General Secretary of the Thai media advocacy group, ‘Campaign for Popular Media Reform’ (CPMR), Ms Supinya Klangnarong received the award from the University of Queensland at a ceremony in Brisbane on 22 September 2006. The Award was presented to help mark the 85th anniversary of the founding of journalism studies at the University’s School of Journalism and Communication, the longest established journalism program in Australia and one of the oldest in the world.

In recent months, Supinya fought and won a defamation case brought by Thai telecommunications giant, Shin Corp, seeking US$10-million. Freedom of expression advocates around the world have acclaimed the ruling as an important victory for the right to freedom of expression globally.

Shin Corp was founded by Thailand's Prime Minister, Thaksin Shinawatra and owned by his family. In early 2006, the family sold its 49% share in Shin Corp to Singapore's Temasek Holdings.The defamation suit followed comments made by Supinya and published in the Thai Post newspaper that Shin Corp profits had soared since the election of the Prime Minister and questioned the relationship between Thai politics and commercial interests.

Supinya Klangnarong expressed both joy and frustration during her acceptance speech. While in the plane on her way to Brisbane, Thai military had once again staged a military coup which nullified the 1997 Constitution and dissolved the democratic process. She was clearly disappointed with the coup. She said that while Thaksin heavily controlled freedom of expression, military rule could also lead to a show of force, especially with the abolishment of the Constitution.

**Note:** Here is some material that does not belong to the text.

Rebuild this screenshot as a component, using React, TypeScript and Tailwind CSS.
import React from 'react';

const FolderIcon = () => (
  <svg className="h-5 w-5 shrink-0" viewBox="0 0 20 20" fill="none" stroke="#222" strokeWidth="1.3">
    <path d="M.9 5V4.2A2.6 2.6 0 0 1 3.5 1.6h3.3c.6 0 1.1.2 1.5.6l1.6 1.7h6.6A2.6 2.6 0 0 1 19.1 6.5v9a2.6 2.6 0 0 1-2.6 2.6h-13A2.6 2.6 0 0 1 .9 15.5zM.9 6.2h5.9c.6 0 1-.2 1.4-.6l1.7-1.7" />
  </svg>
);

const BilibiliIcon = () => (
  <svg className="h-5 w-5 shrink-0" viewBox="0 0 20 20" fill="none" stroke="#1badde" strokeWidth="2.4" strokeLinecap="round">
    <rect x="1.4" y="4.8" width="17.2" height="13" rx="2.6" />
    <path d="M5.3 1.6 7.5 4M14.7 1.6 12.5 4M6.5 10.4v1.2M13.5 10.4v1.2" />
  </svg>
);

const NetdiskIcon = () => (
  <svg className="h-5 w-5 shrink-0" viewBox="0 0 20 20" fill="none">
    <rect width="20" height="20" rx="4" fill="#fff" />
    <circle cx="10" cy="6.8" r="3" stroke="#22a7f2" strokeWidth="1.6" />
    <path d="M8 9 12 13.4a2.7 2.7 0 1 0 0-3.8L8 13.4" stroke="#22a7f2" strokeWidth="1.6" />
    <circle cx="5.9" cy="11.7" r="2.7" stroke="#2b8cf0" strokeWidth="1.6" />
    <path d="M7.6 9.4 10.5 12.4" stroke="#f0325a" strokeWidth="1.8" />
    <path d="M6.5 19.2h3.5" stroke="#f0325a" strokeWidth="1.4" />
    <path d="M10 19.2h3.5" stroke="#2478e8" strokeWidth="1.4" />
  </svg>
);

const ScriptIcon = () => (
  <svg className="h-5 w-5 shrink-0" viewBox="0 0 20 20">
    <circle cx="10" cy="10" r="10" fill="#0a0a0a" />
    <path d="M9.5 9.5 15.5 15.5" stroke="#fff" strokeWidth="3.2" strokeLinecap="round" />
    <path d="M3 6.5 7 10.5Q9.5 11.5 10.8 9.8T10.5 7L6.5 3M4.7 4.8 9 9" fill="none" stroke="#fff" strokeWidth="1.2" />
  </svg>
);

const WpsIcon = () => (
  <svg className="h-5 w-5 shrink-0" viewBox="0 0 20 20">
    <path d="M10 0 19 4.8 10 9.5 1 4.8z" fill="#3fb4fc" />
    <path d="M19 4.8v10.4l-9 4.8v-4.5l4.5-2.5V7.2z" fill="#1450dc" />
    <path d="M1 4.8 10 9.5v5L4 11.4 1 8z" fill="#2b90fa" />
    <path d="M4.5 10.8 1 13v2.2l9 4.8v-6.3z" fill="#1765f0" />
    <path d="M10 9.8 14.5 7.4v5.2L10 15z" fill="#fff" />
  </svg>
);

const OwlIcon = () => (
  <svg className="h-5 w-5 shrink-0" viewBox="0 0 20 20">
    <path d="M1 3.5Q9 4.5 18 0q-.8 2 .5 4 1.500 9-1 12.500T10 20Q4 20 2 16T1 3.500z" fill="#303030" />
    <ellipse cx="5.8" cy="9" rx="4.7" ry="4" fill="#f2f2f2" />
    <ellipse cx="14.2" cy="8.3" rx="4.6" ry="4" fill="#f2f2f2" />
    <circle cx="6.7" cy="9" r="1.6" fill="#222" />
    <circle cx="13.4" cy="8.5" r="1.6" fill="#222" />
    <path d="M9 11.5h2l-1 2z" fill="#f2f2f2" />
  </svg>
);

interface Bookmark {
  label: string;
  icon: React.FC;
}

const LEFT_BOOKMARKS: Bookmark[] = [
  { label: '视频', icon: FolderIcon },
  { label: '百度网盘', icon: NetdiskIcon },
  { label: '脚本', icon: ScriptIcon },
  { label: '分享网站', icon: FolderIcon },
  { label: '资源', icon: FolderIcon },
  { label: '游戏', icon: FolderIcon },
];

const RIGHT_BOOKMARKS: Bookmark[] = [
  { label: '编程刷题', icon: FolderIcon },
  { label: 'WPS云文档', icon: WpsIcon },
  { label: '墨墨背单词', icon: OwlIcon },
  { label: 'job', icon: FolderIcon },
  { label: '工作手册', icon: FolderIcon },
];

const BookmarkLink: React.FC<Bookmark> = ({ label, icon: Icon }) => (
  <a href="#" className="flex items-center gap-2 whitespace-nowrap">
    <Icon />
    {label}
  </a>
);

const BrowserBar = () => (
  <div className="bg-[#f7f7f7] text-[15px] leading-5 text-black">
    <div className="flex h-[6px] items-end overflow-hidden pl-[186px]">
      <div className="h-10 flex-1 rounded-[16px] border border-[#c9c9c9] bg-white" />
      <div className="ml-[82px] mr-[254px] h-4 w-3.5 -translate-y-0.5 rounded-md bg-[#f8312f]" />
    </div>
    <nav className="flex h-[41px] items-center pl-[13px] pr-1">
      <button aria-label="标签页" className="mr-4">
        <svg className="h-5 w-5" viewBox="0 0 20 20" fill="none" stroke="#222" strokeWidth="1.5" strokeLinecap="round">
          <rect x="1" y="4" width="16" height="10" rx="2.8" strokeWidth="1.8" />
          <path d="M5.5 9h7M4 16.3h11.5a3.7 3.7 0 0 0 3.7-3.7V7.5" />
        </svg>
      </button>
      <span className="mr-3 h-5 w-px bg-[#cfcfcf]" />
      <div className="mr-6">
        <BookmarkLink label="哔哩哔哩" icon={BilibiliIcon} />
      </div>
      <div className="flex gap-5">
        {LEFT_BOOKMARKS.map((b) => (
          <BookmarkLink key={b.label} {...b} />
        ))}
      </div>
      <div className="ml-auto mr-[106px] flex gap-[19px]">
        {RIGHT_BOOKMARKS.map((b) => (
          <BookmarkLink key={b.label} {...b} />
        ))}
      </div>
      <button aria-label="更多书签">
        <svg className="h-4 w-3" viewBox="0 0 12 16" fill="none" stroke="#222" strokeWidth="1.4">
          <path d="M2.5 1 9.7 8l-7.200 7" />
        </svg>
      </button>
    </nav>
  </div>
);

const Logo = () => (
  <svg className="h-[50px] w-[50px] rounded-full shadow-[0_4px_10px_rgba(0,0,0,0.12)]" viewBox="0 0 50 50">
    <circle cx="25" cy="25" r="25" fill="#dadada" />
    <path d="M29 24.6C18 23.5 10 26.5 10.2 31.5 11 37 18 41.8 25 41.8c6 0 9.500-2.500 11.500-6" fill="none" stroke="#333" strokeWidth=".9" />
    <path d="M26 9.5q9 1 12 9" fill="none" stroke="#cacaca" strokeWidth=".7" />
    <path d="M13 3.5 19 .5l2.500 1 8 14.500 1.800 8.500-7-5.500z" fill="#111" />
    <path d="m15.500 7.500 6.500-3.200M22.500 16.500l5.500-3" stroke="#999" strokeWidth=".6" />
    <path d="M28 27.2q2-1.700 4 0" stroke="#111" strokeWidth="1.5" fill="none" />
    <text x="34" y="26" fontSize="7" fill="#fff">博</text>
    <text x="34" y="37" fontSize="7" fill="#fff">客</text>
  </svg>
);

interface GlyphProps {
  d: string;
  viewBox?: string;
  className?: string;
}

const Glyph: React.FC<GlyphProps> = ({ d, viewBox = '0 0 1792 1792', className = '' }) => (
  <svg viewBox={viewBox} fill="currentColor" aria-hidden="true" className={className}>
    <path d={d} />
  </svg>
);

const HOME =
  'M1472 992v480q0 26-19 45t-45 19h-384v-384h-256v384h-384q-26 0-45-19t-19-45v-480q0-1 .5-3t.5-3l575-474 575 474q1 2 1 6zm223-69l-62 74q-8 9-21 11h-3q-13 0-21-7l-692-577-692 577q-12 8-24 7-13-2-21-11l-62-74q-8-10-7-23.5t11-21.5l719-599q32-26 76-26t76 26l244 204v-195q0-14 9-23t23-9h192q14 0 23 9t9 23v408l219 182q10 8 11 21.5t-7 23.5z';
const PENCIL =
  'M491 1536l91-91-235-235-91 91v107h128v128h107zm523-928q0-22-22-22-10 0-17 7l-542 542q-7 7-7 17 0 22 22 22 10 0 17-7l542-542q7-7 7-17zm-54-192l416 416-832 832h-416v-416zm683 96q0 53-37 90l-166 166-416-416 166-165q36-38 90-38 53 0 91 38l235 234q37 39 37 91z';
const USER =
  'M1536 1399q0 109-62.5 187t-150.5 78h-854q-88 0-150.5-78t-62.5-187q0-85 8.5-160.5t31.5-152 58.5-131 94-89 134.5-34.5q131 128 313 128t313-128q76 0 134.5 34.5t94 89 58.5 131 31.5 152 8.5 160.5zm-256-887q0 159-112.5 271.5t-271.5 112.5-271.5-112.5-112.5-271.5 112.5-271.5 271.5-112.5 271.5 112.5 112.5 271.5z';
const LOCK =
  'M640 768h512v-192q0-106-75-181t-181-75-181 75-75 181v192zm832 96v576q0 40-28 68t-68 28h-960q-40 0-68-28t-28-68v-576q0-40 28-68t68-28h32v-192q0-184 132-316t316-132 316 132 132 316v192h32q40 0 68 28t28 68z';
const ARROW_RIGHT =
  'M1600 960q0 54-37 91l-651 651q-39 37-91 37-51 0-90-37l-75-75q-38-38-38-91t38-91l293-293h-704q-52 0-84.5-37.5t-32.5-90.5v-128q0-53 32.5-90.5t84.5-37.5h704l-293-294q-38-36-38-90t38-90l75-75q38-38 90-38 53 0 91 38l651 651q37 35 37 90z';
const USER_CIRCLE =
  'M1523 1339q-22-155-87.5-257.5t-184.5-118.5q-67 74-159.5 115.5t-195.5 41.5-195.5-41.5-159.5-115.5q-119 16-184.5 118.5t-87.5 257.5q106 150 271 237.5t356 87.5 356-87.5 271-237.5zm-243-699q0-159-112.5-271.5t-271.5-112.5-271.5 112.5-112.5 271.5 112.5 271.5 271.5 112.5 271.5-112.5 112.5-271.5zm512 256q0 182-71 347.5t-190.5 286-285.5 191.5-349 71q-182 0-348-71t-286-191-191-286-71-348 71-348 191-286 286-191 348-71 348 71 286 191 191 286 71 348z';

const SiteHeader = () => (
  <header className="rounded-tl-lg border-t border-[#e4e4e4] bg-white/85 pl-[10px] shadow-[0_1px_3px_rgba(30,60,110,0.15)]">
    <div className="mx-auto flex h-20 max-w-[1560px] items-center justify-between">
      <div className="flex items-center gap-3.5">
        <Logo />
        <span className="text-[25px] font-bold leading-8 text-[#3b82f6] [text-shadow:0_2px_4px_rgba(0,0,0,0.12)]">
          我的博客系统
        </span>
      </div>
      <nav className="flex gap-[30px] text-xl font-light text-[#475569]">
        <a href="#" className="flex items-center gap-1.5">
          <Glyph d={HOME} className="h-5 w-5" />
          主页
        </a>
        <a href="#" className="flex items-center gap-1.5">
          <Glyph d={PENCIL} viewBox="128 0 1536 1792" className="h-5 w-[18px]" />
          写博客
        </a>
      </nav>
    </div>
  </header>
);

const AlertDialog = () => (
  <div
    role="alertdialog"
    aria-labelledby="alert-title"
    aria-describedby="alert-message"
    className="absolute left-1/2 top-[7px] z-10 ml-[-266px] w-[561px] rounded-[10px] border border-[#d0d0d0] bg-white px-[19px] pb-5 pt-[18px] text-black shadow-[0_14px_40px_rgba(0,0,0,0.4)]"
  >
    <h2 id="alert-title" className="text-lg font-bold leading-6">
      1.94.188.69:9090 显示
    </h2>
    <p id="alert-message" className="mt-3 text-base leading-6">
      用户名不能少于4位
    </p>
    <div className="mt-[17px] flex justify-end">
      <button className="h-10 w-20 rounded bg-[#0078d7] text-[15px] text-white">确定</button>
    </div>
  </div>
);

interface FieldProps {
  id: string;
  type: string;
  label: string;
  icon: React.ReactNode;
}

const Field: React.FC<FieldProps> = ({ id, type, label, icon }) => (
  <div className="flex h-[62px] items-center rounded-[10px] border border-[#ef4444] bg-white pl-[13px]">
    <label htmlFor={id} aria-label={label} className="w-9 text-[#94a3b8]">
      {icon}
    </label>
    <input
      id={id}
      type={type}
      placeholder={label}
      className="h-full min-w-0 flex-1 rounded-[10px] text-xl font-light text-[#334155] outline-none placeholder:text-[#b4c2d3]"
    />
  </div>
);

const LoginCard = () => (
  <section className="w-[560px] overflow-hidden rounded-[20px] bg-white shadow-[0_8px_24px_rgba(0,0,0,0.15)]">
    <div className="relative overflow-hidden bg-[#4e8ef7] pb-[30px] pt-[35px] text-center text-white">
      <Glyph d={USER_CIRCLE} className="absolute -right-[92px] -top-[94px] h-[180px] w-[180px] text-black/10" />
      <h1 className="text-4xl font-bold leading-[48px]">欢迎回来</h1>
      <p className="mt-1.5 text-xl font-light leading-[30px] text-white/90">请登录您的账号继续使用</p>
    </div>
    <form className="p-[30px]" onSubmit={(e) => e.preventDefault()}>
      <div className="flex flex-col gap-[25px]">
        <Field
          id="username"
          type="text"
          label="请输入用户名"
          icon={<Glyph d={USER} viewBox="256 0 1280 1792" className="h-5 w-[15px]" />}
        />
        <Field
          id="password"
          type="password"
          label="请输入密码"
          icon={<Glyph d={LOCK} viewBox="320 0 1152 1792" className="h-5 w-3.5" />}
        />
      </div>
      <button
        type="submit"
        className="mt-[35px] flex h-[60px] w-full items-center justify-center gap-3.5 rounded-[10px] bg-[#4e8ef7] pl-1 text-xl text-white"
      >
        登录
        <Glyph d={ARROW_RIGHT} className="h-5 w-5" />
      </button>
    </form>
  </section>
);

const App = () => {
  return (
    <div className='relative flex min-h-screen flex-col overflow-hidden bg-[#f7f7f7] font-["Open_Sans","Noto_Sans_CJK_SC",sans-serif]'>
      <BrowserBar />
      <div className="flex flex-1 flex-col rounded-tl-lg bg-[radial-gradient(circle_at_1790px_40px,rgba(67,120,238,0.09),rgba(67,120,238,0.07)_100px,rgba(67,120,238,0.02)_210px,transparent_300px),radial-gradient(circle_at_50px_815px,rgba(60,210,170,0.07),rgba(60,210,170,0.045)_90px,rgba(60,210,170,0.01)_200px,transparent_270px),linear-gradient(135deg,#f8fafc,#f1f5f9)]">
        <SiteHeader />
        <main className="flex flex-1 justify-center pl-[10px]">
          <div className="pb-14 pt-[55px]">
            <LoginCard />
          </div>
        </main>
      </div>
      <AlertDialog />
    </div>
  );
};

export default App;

She cited how articles 39, 40, 41 of the 1997 Constitution had at least guaranteed media freedoms, even if nothing much had changed in those 9 years that the Constitution was in effect. “Now we have to start all over again”.
The ‘Campaign for Popular Media Reform’ believes the broadcast frequency spectrum belongs to the Thai people and should be regulated and distributed responsibly to benefit the public interest.